Siapa yang salah kalo ternyata kehidupan sosial kian 'aneh'? Lagi-lagi jawaban yang paling diplomatis adalah: ga ada yang salah.

Terbentuknya keberagaman ini pasti didorong dengan rasa ingin tau, ingin coba, ingin bisa, ingin ini-itu. Iseng, mungkin awalnya. Lama-lama yang tidak biasa menjadi biasa dan ini merupakan suatu ke-excuse-an yang sering terjadi.

Misal, gue punya temen si A dan B. Mereka berbeda gender dengan status teman tapi dekat dan sering membahas tentang kehidupan, mulai dari pertemanan, sosial-masyarakat, animo yang happening, penyimpangan perilaku, hingga yang berbau dewasa. Tidak jarang mereka bercanda kalo mereka pernah begini dan begitu (intinya, deeper relationship with each other, exactly physically).

Awalnya gue dan temen-temen menanggapi dengan tidak serius sambil ketawa-ketiwi, kita berpikir ga mungkin mereka melakukan seperti itu. Tapi lama-kelamaan sepertinya yang diceritakan itu sesuatu yang fakta.

Memang ga pernah dapet buktinya, tapi gue dan teman yang lain bisa merasakan. Terus apa reaksi kita selanjutnya? Salah satu temen gue ada yang khawatir dengan hubungan mereka.

Suatu malam, si cowo akan nginep di rumah cewe yang lagi kosong. Temen gue memohon ke gue buat ngawasin mereka yang mana gue harus nginep juga di sana. Gue dengan santainya bilang ga bisa karena emang ga boleh sama orang rumah. Gue cuma ngasih statement ke temen gue: mereka udah gede, udah ngerti yang baik dan yang buruk, jadi yaudah biarin aja mau mereka apa.

Setelah itu gue ga ada rasa cemas, semuanya santai. Dan di sini gue baru sadar kalo ternyata gue udah punya gejala ke-excuse-an dengan berpikir mereka udah dewasa. Ke-bodoamat-an juga bisa memperburuk kehidupan sosial.
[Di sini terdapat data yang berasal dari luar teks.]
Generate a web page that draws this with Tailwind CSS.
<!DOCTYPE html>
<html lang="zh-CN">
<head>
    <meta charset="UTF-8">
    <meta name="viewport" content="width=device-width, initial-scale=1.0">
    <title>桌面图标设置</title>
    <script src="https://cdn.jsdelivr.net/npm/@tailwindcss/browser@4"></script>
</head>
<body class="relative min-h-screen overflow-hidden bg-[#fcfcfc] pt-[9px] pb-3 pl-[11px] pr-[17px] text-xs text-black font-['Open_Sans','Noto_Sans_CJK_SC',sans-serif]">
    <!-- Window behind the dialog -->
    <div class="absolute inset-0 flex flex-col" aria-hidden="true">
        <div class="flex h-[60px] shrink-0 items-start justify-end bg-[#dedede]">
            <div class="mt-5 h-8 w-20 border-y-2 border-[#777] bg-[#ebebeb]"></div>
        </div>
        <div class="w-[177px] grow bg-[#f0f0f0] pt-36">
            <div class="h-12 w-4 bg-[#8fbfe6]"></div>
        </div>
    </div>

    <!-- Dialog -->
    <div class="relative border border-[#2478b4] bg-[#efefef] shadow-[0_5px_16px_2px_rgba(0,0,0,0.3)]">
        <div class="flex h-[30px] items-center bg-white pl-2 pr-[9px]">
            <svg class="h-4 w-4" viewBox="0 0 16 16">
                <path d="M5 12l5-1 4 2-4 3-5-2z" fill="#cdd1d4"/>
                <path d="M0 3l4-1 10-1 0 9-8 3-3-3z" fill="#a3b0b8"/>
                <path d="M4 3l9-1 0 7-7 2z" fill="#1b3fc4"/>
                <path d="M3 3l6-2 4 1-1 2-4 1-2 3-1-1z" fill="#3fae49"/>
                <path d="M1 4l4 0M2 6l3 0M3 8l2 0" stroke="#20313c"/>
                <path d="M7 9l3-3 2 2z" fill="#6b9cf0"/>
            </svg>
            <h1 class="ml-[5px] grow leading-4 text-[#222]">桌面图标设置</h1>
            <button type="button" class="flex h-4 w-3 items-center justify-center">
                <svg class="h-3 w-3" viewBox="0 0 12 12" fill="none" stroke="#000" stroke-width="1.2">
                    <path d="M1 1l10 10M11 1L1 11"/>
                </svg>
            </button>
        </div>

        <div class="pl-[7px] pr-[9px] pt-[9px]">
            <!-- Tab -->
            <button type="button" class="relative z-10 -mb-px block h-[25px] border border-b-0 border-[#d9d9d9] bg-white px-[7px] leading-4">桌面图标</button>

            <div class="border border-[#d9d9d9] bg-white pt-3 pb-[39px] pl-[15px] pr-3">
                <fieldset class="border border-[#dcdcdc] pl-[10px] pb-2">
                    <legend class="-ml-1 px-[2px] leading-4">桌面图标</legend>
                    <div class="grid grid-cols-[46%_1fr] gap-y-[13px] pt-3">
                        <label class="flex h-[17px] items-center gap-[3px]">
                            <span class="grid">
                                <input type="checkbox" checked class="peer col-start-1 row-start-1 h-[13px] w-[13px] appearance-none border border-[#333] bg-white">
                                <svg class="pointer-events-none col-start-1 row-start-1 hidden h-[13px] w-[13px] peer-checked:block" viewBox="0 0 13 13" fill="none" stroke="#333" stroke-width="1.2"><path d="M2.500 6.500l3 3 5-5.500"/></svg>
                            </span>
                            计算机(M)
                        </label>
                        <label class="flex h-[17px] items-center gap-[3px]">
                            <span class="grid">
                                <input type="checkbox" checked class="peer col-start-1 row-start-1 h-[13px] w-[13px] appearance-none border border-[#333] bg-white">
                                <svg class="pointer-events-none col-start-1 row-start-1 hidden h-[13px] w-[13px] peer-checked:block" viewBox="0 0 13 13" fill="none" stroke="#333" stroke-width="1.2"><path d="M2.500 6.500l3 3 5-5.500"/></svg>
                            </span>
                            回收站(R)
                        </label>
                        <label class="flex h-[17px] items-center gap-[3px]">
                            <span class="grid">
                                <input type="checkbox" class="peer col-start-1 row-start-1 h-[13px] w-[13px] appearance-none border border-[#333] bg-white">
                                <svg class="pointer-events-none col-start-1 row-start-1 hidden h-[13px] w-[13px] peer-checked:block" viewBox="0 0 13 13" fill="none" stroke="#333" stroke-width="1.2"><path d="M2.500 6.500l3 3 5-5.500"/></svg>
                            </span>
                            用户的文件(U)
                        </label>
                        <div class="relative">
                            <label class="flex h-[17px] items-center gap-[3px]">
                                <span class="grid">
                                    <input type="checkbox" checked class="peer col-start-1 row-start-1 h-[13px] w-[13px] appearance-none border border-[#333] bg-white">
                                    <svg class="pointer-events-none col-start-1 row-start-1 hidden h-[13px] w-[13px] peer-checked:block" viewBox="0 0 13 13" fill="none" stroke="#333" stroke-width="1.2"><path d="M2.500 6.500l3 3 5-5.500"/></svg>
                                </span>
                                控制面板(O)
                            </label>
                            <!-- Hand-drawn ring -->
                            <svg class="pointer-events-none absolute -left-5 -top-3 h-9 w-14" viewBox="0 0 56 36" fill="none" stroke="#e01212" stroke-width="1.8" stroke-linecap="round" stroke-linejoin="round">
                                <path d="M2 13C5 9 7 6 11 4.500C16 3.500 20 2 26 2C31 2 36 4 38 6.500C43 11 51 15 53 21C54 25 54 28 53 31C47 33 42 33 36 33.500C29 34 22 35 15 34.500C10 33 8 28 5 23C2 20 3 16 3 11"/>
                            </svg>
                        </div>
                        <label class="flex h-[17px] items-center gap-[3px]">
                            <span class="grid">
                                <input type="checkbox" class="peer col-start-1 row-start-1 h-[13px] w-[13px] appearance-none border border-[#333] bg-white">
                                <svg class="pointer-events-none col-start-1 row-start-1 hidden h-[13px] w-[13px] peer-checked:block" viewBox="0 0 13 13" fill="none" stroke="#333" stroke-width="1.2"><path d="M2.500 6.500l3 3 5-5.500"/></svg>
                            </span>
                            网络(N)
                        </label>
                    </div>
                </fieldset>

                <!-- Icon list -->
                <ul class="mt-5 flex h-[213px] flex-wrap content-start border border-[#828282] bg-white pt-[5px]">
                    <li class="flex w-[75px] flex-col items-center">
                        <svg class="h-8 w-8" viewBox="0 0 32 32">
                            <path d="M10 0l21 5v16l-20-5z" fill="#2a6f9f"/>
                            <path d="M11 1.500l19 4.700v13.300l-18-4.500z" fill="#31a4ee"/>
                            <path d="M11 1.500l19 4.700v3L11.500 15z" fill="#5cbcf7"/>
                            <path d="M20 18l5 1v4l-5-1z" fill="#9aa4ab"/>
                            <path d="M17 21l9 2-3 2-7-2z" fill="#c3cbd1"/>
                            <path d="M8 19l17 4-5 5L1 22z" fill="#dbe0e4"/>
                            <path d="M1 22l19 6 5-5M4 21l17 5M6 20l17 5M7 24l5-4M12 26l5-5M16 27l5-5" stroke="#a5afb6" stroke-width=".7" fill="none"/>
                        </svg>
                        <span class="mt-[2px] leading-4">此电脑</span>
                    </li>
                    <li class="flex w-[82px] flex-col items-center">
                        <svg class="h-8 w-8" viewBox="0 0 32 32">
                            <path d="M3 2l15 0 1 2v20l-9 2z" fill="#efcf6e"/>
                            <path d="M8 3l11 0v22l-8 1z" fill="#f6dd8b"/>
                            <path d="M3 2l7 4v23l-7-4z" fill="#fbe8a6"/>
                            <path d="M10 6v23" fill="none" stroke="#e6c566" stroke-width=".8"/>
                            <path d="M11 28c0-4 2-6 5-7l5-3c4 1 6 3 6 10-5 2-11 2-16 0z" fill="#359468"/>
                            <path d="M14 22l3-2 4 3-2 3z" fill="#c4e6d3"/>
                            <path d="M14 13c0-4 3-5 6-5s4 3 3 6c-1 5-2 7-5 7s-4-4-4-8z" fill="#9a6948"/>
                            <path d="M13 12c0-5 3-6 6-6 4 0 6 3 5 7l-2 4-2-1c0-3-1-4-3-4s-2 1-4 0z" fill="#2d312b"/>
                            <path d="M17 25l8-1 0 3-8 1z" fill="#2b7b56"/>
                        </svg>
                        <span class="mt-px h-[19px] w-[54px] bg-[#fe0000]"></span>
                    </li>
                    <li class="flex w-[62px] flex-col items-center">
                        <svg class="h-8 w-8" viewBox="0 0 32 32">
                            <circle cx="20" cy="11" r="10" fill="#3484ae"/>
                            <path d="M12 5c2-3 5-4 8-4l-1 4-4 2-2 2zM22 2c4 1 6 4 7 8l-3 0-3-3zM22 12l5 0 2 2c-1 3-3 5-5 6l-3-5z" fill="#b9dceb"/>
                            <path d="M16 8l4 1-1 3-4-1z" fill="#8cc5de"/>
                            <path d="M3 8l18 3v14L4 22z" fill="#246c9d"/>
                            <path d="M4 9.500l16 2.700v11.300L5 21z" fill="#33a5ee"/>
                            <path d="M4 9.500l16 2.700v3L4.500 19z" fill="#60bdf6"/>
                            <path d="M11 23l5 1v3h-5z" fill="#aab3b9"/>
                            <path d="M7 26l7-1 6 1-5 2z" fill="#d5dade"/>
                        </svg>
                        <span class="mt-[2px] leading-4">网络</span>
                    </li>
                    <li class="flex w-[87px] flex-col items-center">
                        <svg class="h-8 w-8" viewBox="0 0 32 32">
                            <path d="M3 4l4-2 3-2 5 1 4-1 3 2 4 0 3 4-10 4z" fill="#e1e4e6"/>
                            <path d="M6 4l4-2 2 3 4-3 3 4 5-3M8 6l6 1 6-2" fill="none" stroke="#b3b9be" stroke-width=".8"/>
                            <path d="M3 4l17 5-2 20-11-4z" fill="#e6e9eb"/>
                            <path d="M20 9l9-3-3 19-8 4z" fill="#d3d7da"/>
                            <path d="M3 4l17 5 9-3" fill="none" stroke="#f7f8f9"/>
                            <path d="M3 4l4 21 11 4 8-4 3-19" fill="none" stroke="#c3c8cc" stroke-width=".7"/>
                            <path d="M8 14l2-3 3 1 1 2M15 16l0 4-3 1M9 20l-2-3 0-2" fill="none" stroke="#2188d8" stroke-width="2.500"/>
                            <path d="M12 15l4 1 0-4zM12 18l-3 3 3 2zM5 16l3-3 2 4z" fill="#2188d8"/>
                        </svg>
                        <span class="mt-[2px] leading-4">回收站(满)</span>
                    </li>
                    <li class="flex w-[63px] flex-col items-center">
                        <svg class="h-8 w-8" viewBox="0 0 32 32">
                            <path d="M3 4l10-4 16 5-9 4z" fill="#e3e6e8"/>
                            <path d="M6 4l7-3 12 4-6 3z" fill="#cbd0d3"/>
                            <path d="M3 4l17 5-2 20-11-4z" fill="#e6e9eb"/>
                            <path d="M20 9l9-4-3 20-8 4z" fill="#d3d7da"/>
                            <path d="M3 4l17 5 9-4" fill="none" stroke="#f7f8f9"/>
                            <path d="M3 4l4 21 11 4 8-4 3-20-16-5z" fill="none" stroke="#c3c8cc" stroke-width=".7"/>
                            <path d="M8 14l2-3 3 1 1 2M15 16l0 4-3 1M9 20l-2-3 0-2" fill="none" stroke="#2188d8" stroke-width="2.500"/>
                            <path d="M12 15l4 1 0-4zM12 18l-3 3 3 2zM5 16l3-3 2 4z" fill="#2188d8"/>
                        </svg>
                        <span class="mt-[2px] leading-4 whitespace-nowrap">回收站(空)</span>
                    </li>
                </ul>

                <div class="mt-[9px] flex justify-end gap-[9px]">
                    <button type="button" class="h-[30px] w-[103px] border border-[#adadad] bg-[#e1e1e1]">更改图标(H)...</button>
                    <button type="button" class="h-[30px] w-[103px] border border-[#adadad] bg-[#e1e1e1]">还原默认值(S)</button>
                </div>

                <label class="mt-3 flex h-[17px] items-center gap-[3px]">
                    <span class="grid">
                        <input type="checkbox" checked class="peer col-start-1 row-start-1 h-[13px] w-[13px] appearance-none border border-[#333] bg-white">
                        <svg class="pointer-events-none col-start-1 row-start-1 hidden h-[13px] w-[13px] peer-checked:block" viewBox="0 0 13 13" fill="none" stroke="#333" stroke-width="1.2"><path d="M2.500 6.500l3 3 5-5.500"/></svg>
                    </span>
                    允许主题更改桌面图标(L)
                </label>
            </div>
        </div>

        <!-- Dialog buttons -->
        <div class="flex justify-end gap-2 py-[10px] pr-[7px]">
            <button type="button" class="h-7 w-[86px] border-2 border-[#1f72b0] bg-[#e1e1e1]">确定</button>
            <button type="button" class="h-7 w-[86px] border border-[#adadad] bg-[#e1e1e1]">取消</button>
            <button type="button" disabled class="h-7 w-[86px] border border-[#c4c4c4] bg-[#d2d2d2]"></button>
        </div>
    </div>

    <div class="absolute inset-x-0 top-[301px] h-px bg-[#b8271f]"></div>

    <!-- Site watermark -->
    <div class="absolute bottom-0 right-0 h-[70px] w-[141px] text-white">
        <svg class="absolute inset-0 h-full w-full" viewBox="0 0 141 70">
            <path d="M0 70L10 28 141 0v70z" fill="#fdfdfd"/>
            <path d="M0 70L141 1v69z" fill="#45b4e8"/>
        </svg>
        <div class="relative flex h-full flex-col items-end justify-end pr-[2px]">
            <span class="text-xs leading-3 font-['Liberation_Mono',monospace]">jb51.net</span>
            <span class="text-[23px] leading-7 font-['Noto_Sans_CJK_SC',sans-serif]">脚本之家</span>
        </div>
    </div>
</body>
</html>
Seperti temen gue itu, gue ga terlalu masalah udah sejauh apa hubungan mereka, padahal kalo gue mau sedikit lebih care ke mereka, mungkin masih bisa mencegah apa yang harus dicegah. Setidak-tidaknya ga akan menular ke kitanya karena belakangan ini gue baru tau kalo akhlak yang buruk itu sesungguhnya menular melalui pertemanan.